Thank you, Michigan, for giving me something new.

There’s an interesting and new (as in, I’ve never seen it before) theory lurking in Michigan’s reply in _DeBoer v Snyder_, filed with the Supreme Court today.

One of the problems for the anti-SSM legal argument is that the Supreme Court has repeatedly declared marriage to be a fundamental right – specifically in cases where it said that a state could not prohibit someone from getting married because he was in arrears in his child support payments, and a case in which the Supreme Court said a state could not require that imprisoned felons obtain the permission of their warden before getting married.

The standard way to deal with this is to say that *opposite sex marriage* is a fundamental right, but *same sex marriage* isn’t a fundamental right; it’s a novation and as such isn’t subject to the same protection as traditional fundamental rights.
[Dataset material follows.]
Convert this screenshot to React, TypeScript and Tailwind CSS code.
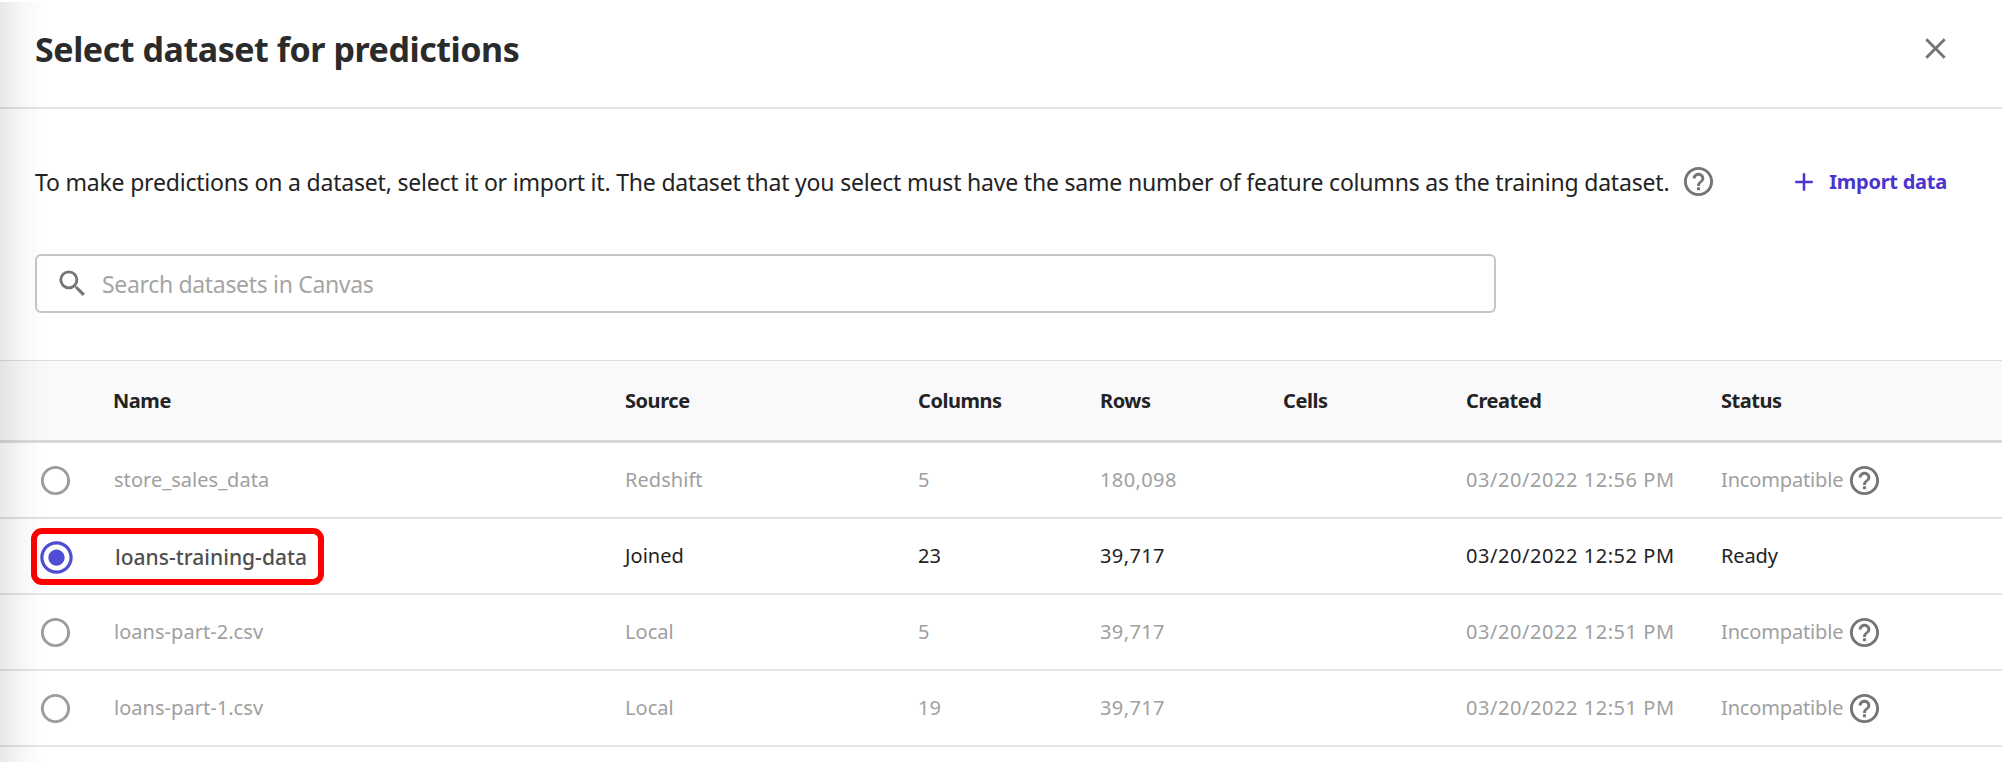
import {
  MdAdd,
  MdClose,
  MdHelpOutline,
  MdRadioButtonChecked,
  MdRadioButtonUnchecked,
  MdSearch,
} from "react-icons/md";

interface Dataset {
  name: string;
  source: string;
  columns: string;
  rows: string;
  created: string;
  status: string;
  compatible: boolean;
}

const datasets: Dataset[] = [
  { name: "store_sales_data", source: "Redshift", columns: "5", rows: "180,098", created: "03/20/2022 12:56 PM", status: "Incompatible", compatible: false },
  { name: "loans-training-data", source: "Joined", columns: "23", rows: "39,717", created: "03/20/2022 12:52 PM", status: "Ready", compatible: true },
  { name: "loans-part-2.csv", source: "Local", columns: "5", rows: "39,717", created: "03/20/2022 12:51 PM", status: "Incompatible", compatible: false },
  { name: "loans-part-1.csv", source: "Local", columns: "19", rows: "39,717", created: "03/20/2022 12:51 PM", status: "Incompatible", compatible: false },
];

const headings = ["Name", "Source", "Columns", "Rows", "Cells", "Created", "Status"];

const grid =
  "grid grid-cols-[113px_512px_293px_182px_183px_183px_255px_1fr] items-center whitespace-nowrap";

function Row({ dataset, first }: { dataset: Dataset; first: boolean }) {
  const on = dataset.compatible;
  return (
    <div
      className={`${grid} relative h-[76px] border-b-2 text-[20px] ${first ? "border-[#e0e0e0]" : "border-[#e4e4e4]"} ${on ? "text-[#232323]" : "text-[#a0a0a0]"}`}
    >
      {on ? (
        <MdRadioButtonChecked className="relative top-px ml-[37px] size-[39px] text-[#4f4dd3]" />
      ) : (
        <MdRadioButtonUnchecked className="ml-[38px] size-[35px] text-[#9d9d9d]" />
      )}
      {on ? (
        <span className="relative top-[2px] pl-[2px] text-[21px] font-medium tracking-[0.02px] text-[#505050]">
          {dataset.name}
        </span>
      ) : (
        <span className="pl-px tracking-[0.04px]">{dataset.name}</span>
      )}
      <span className="tracking-[0.05px]">{dataset.source}</span>
      <span>{dataset.columns}</span>
      <span className="tracking-[0.4px]">{dataset.rows}</span>
      <span />
      <span className="tracking-[0.55px]">{dataset.created}</span>
      <span className="flex items-center gap-[4px] tracking-[-0.15px]">
        {dataset.status}
        {!on && <MdHelpOutline className="size-[35px] text-[#757575]" />}
      </span>
      {on && (
        <div className="absolute left-[31px] top-[9px] h-[57px] w-[293px] rounded-[11px] border-6 border-[#ff0000]" />
      )}
    </div>
  );
}

export default function App() {
  return (
    <div className="relative h-[762px] w-[2002px] overflow-hidden bg-white font-['Noto_Sans',sans-serif] text-[#232323]">
      <header className="flex h-[109px] items-center justify-between border-b-2 border-[#e2e2e2] pb-[10px] pl-[35px] pr-[49px]">
        <h1 className="pt-[2px] text-[34px] font-bold tracking-[-0.45px] text-[#2b2b2b]">
          Select dataset for predictions
        </h1>
        <MdClose className="size-[35px] text-[#757575]" />
      </header>

      <div className="flex h-[145px] items-center pl-[35px] pr-[55px]">
        <p className="whitespace-nowrap pt-px text-[23px] tracking-[-0.195px]">
          To make predictions on a dataset, select it or import it. The dataset that you select must
          have the same number of feature columns as the training dataset.
        </p>
        <MdHelpOutline className="ml-[12px] size-[35px] text-[#757575]" />
        <button className="ml-auto flex items-center gap-[10px] text-[20px] font-bold tracking-[-0.25px] text-[#4a35d0]">
          <MdAdd className="size-[30px]" />
          Import data
        </button>
      </div>

      <div className="ml-[35px] flex h-[59px] w-[1461px] items-center rounded-[6px] border-2 border-[#c6c6c6] pl-[18px]">
        <MdSearch className="size-[35px] text-[#757575]" />
        <input
          className="ml-[12px] flex-1 pt-[2px] text-[23px] tracking-[-0.33px] outline-none placeholder:text-[#a5a5a5]"
          placeholder="Search datasets in Canvas"
        />
      </div>

      <div className="mt-[47px]">
        <div
          className={`${grid} h-[83px] border-b-3 border-t border-b-[#d9d9d9] border-t-[#dcdcdc] bg-[#f9f9fb] text-[20px] font-bold tracking-[-0.45px]`}
        >
          <span />
          {headings.map((heading) => (
            <span key={heading}>{heading}</span>
          ))}
        </div>
        {datasets.map((dataset, index) => (
          <Row key={dataset.name} dataset={dataset} first={index === 0} />
        ))}
      </div>

      <div className="pointer-events-none absolute bottom-0 left-0 top-[2px] w-[46px] bg-linear-to-r from-black/9 via-black/3 to-transparent" />
    </div>
  );
}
Michigan’s brief suggests a different way to deal with it. Those decisions weren’t actually about *marriage*. See, in the states that gave rise to those decisions, extramarital sex was illegal. So by saying that the states couldn’t deny someone the fundamental right of marriage, the court was really trying to say that the state couldn’t leave these people with no legal outlet for sexual activity. Now that we recognize the fundamental right of intimate personal association and laws banning extramarital sex are presumed unconstitutional, there’s no longer a *need* for a fundamental right of marriage, and states are free to go back to treating marriage as a vehicle for encouraging procreation.

I think it’s a massive distortion of the precedents in question. But it’s *clever*, and it’s new – and honestly, having read hundreds of briefs in these cases over the year, anything truly new is kinda exciting.